In 1989 the paper’s editor published the kind of prejudice they routinely print about travellers, immigrants and strikers only this time it was about a demographic their readers know all too well. Prejudice relies for its power on ignorance. Sun readers are not by and large ignorant about football supporters or the issues they faced at British grounds before Hillsborough. An attempt to blame fans for an event as grotesque as Hillsborough was always going to be hard to carry off.

So why did McKenzie think he could get away with it?

This was the high point of Thatcherism. The police had been given extensive powers to deal with the 1984-5 miners’ strike and after the Tory victory were basking in more than usual licence and political protection. The South Yorkshire Police had been in the forefront of confrontation with strikers. Local government power had been decisively defeated after a poorly-led battle with a few left-Labour councils.
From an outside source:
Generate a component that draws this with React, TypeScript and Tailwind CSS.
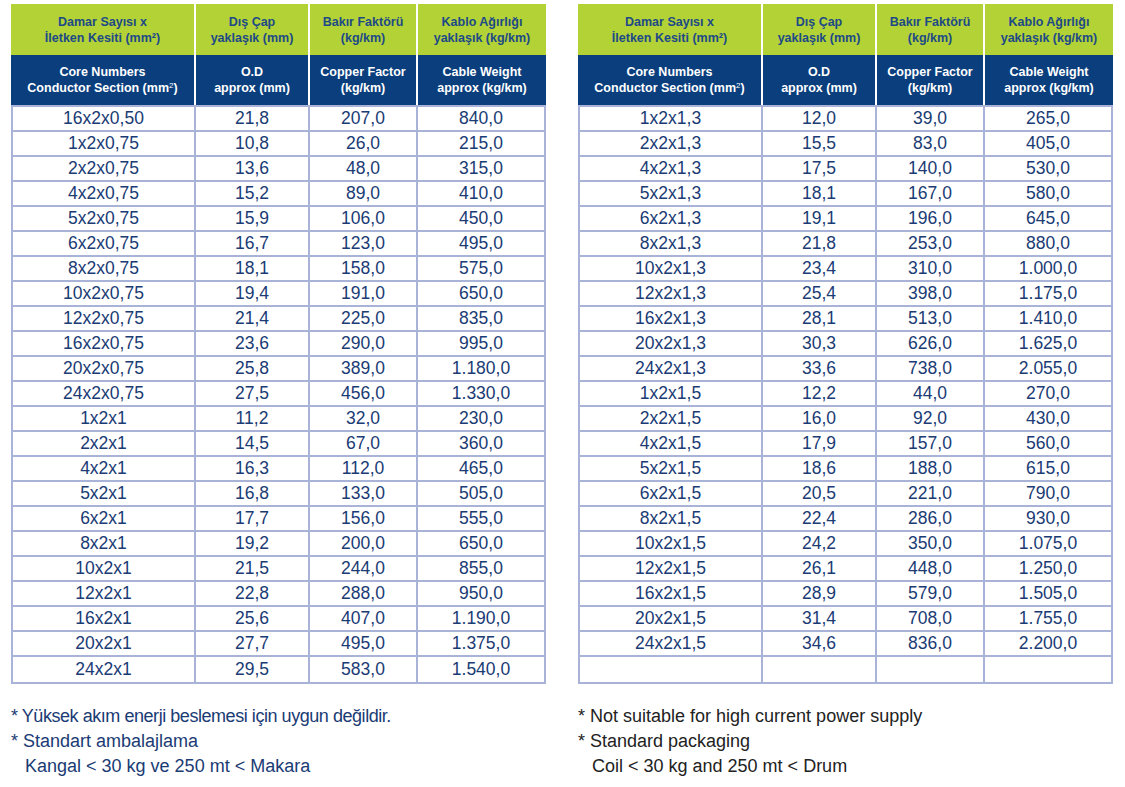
const left: string[][] = [
  ["16x2x0,50", "21,8", "207,0", "840,0"],
  ["1x2x0,75", "10,8", "26,0", "215,0"],
  ["2x2x0,75", "13,6", "48,0", "315,0"],
  ["4x2x0,75", "15,2", "89,0", "410,0"],
  ["5x2x0,75", "15,9", "106,0", "450,0"],
  ["6x2x0,75", "16,7", "123,0", "495,0"],
  ["8x2x0,75", "18,1", "158,0", "575,0"],
  ["10x2x0,75", "19,4", "191,0", "650,0"],
  ["12x2x0,75", "21,4", "225,0", "835,0"],
  ["16x2x0,75", "23,6", "290,0", "995,0"],
  ["20x2x0,75", "25,8", "389,0", "1.180,0"],
  ["24x2x0,75", "27,5", "456,0", "1.330,0"],
  ["1x2x1", "11,2", "32,0", "230,0"],
  ["2x2x1", "14,5", "67,0", "360,0"],
  ["4x2x1", "16,3", "112,0", "465,0"],
  ["5x2x1", "16,8", "133,0", "505,0"],
  ["6x2x1", "17,7", "156,0", "555,0"],
  ["8x2x1", "19,2", "200,0", "650,0"],
  ["10x2x1", "21,5", "244,0", "855,0"],
  ["12x2x1", "22,8", "288,0", "950,0"],
  ["16x2x1", "25,6", "407,0", "1.190,0"],
  ["20x2x1", "27,7", "495,0", "1.375,0"],
  ["24x2x1", "29,5", "583,0", "1.540,0"],
];

const right: string[][] = [
  ["1x2x1,3", "12,0", "39,0", "265,0"],
  ["2x2x1,3", "15,5", "83,0", "405,0"],
  ["4x2x1,3", "17,5", "140,0", "530,0"],
  ["5x2x1,3", "18,1", "167,0", "580,0"],
  ["6x2x1,3", "19,1", "196,0", "645,0"],
  ["8x2x1,3", "21,8", "253,0", "880,0"],
  ["10x2x1,3", "23,4", "310,0", "1.000,0"],
  ["12x2x1,3", "25,4", "398,0", "1.175,0"],
  ["16x2x1,3", "28,1", "513,0", "1.410,0"],
  ["20x2x1,3", "30,3", "626,0", "1.625,0"],
  ["24x2x1,3", "33,6", "738,0", "2.055,0"],
  ["1x2x1,5", "12,2", "44,0", "270,0"],
  ["2x2x1,5", "16,0", "92,0", "430,0"],
  ["4x2x1,5", "17,9", "157,0", "560,0"],
  ["5x2x1,5", "18,6", "188,0", "615,0"],
  ["6x2x1,5", "20,5", "221,0", "790,0"],
  ["8x2x1,5", "22,4", "286,0", "930,0"],
  ["10x2x1,5", "24,2", "350,0", "1.075,0"],
  ["12x2x1,5", "26,1", "448,0", "1.250,0"],
  ["16x2x1,5", "28,9", "579,0", "1.505,0"],
  ["20x2x1,5", "31,4", "708,0", "1.755,0"],
  ["24x2x1,5", "34,6", "836,0", "2.200,0"],
  ["", "", "", ""],
];

const cols = "grid grid-cols-[183px_114px_108px_130px]";

function CableTable({ rows }: { rows: string[][] }) {
  return (
    <div className="w-[535px]">
      <div className={`${cols} h-[51px] text-[12.5px] font-bold leading-[16px] text-[#1d4a86]`}>
        <div className="flex flex-col items-center justify-center bg-[#b3d236]">
          <span>Damar Sayısı x</span>
          <span>İletken Kesiti (mm²)</span>
        </div>
        <div className="flex flex-col items-center justify-center border-l-2 border-white bg-[#b3d236]">
          <span>Dış Çap</span>
          <span>yaklaşık (mm)</span>
        </div>
        <div className="flex flex-col items-center justify-center border-l-2 border-white bg-[#b3d236]">
          <span>Bakır Faktörü</span>
          <span>(kg/km)</span>
        </div>
        <div className="flex flex-col items-center justify-center border-l-2 border-white bg-[#b3d236]">
          <span>Kablo Ağırlığı</span>
          <span>yaklaşık (kg/km)</span>
        </div>
      </div>
      <div className={`${cols} h-[50px] text-[12.5px] font-bold leading-[16px] text-white`}>
        <div className="flex flex-col items-center justify-center bg-[#0a3e7d]">
          <span>Core Numbers</span>
          <span>
            Conductor Section (mm<sup className="text-[8px] font-normal">2</sup>)
          </span>
        </div>
        <div className="flex flex-col items-center justify-center border-l-2 border-white bg-[#0a3e7d]">
          <span>O.D</span>
          <span>approx (mm)</span>
        </div>
        <div className="flex flex-col items-center justify-center border-l-2 border-white bg-[#0a3e7d]">
          <span>Copper Factor</span>
          <span>(kg/km)</span>
        </div>
        <div className="flex flex-col items-center justify-center border-l-2 border-white bg-[#0a3e7d]">
          <span>Cable Weight</span>
          <span>approx (kg/km)</span>
        </div>
      </div>
      <div className="border-2 border-[#a9b3d8] text-[17.5px] text-[#1a3b74]">
        {rows.map((r, i) => (
          <div
            key={i}
            className={`grid grid-cols-[181px_114px_108px_128px] h-[25px] ${
              i < rows.length - 1 ? "border-b-2 border-[#a9b3d8]" : ""
            }`}
          >
            {r.map((v, j) => (
              <div
                key={j}
                className={`flex items-center justify-center leading-none ${
                  j > 0 ? "border-l-2 border-[#a9b3d8]" : ""
                }`}
              >
                {v}
              </div>
            ))}
          </div>
        ))}
      </div>
    </div>
  );
}

export default function App() {
  return (
    <div className="h-[787px] w-[1125px] bg-white pl-[11px] pt-[4px] font-['Liberation_Sans',Arial,sans-serif]">
      <div className="flex gap-[32px]">
        <CableTable rows={left} />
        <CableTable rows={right} />
      </div>
      <div className="mt-[20px] flex gap-[32px] text-[18px] leading-[25px]">
        <div className="w-[535px] text-[#1a3b74]">
          <p className="tracking-[-0.45px]">* Yüksek akım enerji beslemesi için uygun değildir.</p>
          <p>* Standart ambalajlama</p>
          <p className="pl-[14px]">Kangal &lt; 30 kg ve 250 mt &lt; Makara</p>
        </div>
        <div className="w-[535px] text-[#222222]">
          <p>* Not suitable for high current power supply</p>
          <p>* Standard packaging</p>
          <p className="pl-[14px]">Coil &lt; 30 kg and 250 mt &lt; Drum</p>
        </div>
      </div>
    </div>
  );
}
By far the biggest stand-off had been between the Thatcher government and Liverpool City Council.

For people like McKenzie the working class people of Liverpool were no more than feckless, commie-supporting skivers. But the South Yorkshire Police were the very epitome of the upstanding Briton the Sun aspired to lead. And just as the tide of history was bringing the upstanding Britons to the surface it was drowning the strike-happy socialists of Liverpool forever. Drunk on Thatcherite hubris McKenzie launched his attack and assumed the “blokes in the pub” would cheer him on.

Kelvin’s defence of the Hillsborough story has wavered along the way but never out of any genuine rethink. In 1993 he was forced by Rupert Murdoch [thinking about damage to his business] to appear on BBC Radio to apologise for the front page, calling it “a rather serious error”. The same year he appeared in front of a Commons Select Committee and described it as “a fundamental mistake”, blaming the chief superintendent of South Yorkshire Police and a Tory MP for providing the information. These were not sincere regrets but cynical attempts to overcome a phenomenally successful boycott of the Sun across Merseyside.

Speaking to what he thought was a private audience in 2006 McKenzie revealed that “I only did that (went on ‘World at One’ to apologise) because Rupert Murdoch told me to. I wasn’t sorry then and I’m not sorry now because we told the truth”.

In 2007 McKenzie appeared on BBC’s ‘Question Time’ and refused again to apologise. More than that, he repeated the claim that ticketless fans had been responsible for the disaster. And last week his “profuse apology” was a grudging, cowardly affair, concerned more with passing the blame onto his sources than taking responsibility for his own shameful role.

McKenzie doesn’t matter anymore. Trevor Hicks of the Families Campaign was right to respond to his apology by describing him as “low-life, clever low-life but low-life”. His reputation and ability to promote his poisonous ideas will hopefully never recover. More important is that our class learns the one lesson that could strengthen us long into the future.

What the Sun and papers like it print about immigrants, asylum seekers, strikers and benefit claimants is no more reliable or honest than what it printed about the Liverpool fans in 1989. Like the families we will only get justice when we unite in solidarity with each other to fight for it.